====== Available data ======

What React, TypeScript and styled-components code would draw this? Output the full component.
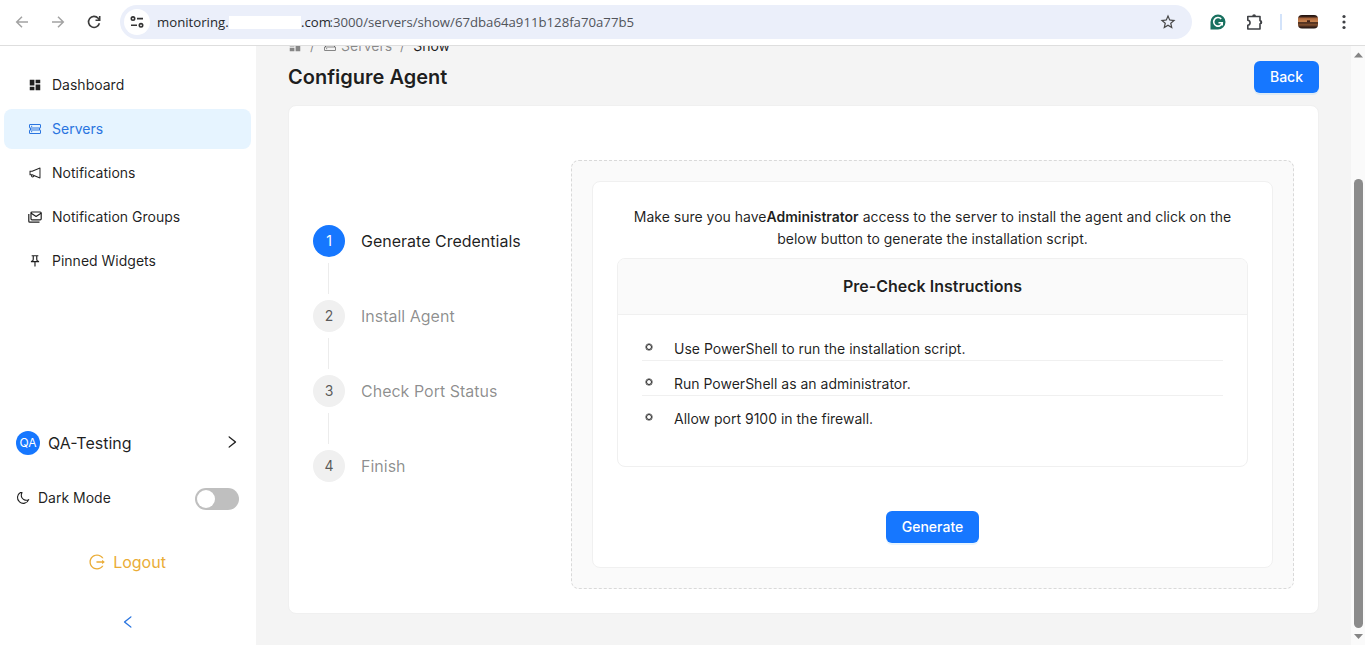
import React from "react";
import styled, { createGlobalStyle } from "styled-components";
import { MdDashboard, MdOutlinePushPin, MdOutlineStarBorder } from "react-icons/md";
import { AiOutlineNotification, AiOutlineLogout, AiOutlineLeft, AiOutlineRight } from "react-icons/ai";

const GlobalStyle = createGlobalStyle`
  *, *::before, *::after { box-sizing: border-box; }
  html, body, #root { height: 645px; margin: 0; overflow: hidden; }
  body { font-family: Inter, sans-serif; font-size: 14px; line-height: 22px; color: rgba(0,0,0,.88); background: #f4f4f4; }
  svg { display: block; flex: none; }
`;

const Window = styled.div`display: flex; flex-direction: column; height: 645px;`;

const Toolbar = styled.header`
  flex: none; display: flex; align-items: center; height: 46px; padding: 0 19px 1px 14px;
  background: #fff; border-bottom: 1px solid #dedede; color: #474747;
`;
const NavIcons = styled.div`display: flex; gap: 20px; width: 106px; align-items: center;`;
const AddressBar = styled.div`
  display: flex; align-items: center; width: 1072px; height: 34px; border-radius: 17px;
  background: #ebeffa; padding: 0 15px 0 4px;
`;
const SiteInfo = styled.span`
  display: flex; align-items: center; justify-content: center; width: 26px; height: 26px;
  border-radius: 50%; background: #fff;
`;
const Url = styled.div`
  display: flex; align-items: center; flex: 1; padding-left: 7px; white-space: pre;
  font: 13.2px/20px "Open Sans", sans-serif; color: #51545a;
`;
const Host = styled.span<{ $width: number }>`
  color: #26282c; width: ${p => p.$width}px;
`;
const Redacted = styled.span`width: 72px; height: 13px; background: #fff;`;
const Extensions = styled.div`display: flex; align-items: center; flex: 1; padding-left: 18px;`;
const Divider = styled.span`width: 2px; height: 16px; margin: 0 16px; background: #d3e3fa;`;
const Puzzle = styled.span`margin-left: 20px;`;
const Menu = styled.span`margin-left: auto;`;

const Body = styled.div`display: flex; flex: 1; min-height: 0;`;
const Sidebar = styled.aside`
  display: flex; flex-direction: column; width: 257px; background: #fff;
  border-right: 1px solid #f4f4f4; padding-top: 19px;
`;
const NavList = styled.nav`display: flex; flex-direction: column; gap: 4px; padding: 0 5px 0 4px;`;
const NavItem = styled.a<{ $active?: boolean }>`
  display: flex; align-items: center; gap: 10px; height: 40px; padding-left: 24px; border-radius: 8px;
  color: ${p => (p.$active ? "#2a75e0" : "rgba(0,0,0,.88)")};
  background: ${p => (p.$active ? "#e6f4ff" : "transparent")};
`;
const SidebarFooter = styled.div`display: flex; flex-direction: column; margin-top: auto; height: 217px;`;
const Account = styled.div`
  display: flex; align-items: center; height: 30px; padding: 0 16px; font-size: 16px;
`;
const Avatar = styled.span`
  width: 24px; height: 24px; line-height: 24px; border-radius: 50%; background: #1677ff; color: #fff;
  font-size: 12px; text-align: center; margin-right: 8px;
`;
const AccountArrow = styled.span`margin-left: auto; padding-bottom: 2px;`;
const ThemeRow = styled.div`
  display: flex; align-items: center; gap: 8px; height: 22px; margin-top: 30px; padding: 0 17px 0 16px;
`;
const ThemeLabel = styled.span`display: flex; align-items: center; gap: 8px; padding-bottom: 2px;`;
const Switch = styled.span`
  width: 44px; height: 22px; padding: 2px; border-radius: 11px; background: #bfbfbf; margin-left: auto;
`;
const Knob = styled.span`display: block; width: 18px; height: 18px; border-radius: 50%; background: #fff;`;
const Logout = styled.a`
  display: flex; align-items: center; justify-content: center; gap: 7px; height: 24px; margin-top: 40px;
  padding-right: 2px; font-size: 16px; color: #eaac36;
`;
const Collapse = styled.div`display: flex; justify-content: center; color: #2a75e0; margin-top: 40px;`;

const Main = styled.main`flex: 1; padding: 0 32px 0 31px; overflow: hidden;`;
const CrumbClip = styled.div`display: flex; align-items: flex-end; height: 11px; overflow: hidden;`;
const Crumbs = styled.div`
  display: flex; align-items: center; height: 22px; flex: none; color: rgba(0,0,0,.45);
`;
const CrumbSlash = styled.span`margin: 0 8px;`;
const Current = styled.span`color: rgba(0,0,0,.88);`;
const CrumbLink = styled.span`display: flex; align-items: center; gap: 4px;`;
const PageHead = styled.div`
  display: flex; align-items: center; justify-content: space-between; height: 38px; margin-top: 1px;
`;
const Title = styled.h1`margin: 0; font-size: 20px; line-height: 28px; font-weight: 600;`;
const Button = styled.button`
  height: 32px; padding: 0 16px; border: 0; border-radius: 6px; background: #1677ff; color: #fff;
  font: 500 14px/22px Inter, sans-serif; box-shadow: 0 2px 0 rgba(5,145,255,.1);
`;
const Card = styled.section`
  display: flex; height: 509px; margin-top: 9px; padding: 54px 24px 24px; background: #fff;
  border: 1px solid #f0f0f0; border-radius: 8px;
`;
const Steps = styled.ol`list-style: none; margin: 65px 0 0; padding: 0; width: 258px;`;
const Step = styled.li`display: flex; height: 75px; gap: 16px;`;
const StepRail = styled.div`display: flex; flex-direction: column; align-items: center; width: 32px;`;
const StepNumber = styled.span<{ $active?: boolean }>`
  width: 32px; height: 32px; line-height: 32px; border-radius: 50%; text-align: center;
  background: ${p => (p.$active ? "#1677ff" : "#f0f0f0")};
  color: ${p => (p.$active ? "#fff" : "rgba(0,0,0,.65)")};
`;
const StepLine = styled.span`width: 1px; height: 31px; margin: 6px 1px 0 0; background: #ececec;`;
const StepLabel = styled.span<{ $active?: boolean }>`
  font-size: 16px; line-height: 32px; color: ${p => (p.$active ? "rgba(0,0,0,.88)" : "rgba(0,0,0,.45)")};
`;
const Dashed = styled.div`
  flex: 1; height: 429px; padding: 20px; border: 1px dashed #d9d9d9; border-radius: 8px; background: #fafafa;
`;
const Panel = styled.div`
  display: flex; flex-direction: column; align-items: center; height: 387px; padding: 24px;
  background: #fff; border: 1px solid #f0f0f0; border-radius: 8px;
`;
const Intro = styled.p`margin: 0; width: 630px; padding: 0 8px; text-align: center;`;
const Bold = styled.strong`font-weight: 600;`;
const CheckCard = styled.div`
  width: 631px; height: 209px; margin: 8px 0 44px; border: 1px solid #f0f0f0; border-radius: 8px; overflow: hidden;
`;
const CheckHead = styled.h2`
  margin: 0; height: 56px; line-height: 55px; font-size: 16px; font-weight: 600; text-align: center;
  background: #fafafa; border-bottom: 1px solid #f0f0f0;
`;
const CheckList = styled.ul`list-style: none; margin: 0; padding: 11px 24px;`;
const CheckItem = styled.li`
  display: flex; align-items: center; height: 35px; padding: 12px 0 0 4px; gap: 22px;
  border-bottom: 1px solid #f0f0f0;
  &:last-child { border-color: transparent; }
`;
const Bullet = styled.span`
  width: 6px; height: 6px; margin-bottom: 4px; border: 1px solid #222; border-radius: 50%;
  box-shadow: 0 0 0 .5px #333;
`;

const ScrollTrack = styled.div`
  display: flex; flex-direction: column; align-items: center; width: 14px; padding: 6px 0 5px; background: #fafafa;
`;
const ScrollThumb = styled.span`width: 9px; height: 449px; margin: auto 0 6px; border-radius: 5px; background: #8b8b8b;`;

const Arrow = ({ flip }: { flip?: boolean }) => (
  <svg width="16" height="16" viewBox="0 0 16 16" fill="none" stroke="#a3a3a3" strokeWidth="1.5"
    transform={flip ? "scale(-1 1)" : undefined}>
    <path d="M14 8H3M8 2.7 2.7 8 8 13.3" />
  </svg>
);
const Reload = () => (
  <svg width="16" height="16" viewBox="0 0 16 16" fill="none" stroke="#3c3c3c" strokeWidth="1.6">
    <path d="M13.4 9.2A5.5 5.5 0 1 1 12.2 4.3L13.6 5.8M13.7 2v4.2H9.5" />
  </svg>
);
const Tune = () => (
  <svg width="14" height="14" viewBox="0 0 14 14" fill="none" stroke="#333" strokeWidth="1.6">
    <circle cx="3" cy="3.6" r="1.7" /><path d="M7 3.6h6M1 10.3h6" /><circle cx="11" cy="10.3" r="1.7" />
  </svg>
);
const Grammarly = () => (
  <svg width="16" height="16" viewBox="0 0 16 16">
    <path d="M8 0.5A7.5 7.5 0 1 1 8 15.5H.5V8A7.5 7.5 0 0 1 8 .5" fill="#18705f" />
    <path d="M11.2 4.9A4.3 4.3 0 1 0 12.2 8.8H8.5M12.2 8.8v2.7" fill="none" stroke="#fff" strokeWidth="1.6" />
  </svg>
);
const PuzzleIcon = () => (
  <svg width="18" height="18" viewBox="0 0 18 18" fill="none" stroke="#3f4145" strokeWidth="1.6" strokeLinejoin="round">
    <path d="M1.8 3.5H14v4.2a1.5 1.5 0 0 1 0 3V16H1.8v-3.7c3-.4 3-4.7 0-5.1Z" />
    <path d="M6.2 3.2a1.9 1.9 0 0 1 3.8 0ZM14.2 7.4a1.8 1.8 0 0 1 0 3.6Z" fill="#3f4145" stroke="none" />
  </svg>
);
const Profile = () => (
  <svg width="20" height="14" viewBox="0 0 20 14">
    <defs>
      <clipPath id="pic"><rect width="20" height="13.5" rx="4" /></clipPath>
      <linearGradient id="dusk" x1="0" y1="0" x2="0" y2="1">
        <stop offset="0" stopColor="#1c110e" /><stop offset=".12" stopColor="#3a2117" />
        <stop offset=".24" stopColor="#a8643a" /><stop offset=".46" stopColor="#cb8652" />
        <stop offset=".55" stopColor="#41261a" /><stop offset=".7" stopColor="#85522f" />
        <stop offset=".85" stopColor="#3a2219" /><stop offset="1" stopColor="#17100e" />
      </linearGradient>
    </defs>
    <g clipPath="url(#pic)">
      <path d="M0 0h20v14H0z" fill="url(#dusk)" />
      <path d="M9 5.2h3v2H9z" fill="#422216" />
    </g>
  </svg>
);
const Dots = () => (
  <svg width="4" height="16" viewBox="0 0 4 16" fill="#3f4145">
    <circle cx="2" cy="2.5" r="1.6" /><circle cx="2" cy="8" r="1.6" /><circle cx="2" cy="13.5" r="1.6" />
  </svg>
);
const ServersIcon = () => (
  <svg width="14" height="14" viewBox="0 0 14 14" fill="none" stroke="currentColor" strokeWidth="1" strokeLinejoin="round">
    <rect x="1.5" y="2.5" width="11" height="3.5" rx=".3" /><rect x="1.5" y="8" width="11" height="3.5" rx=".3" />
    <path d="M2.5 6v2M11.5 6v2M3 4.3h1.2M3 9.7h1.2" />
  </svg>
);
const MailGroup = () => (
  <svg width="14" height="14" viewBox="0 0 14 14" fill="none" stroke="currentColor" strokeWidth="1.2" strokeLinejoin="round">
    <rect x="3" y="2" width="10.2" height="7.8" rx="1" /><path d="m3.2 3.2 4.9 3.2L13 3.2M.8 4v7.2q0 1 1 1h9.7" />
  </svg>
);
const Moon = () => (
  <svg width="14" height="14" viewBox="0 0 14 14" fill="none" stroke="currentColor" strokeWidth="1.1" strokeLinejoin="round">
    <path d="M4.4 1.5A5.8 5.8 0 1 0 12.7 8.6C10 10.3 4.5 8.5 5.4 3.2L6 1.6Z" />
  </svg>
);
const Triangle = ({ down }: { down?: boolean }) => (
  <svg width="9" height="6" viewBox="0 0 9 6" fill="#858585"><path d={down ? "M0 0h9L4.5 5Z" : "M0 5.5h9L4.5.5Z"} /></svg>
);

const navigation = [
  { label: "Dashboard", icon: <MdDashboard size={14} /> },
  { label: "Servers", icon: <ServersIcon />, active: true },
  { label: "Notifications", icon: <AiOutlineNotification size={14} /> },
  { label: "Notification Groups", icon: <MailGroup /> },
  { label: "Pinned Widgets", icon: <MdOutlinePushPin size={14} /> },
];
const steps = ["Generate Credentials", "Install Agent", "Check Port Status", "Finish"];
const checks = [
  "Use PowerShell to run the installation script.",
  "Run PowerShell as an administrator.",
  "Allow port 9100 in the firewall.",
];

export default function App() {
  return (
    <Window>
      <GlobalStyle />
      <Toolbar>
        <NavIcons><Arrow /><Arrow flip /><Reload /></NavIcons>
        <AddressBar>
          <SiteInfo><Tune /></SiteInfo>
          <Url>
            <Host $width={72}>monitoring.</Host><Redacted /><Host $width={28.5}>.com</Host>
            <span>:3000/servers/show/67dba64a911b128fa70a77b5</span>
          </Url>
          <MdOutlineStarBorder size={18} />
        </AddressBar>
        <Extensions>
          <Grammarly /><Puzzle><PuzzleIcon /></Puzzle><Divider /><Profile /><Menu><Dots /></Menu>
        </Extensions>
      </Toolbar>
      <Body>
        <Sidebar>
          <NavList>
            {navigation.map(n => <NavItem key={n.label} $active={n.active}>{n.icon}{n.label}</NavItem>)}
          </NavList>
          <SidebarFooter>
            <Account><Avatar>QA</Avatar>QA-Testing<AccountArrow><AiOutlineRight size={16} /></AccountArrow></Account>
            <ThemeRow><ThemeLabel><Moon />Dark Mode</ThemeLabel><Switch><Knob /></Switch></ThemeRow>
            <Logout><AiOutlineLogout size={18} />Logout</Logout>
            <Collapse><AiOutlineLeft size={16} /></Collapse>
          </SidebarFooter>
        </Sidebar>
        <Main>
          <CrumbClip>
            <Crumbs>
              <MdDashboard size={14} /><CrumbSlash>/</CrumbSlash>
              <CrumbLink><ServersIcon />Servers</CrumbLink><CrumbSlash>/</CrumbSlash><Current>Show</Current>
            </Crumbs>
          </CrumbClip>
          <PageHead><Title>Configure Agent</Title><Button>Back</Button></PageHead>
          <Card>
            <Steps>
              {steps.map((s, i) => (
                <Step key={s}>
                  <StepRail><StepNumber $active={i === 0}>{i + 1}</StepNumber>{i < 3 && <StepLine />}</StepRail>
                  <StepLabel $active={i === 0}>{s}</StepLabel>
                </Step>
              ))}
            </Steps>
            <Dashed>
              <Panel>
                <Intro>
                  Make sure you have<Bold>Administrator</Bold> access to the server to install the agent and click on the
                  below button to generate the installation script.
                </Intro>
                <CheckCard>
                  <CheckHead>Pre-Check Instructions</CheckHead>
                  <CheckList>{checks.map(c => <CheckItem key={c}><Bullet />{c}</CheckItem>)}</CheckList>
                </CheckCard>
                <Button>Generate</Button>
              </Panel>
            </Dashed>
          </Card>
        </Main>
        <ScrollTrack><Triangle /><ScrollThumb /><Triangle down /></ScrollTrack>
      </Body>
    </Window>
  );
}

======

* Your goal
Only the lines from the top of the data through the line with "AiOutlineLogout, AiOutlineLeft, AiOutlineRight" should be quoted, exactly and with both ends kept; skip the pictures.

* Reply to the task
What React, TypeScript and styled-components code would draw this? Output the full component.
import React from "react";
import styled, { createGlobalStyle } from "styled-components";
import { MdDashboard, MdOutlinePushPin, MdOutlineStarBorder } from "react-icons/md";
import { AiOutlineNotification, AiOutlineLogout, AiOutlineLeft, AiOutlineRight } from "react-icons/ai";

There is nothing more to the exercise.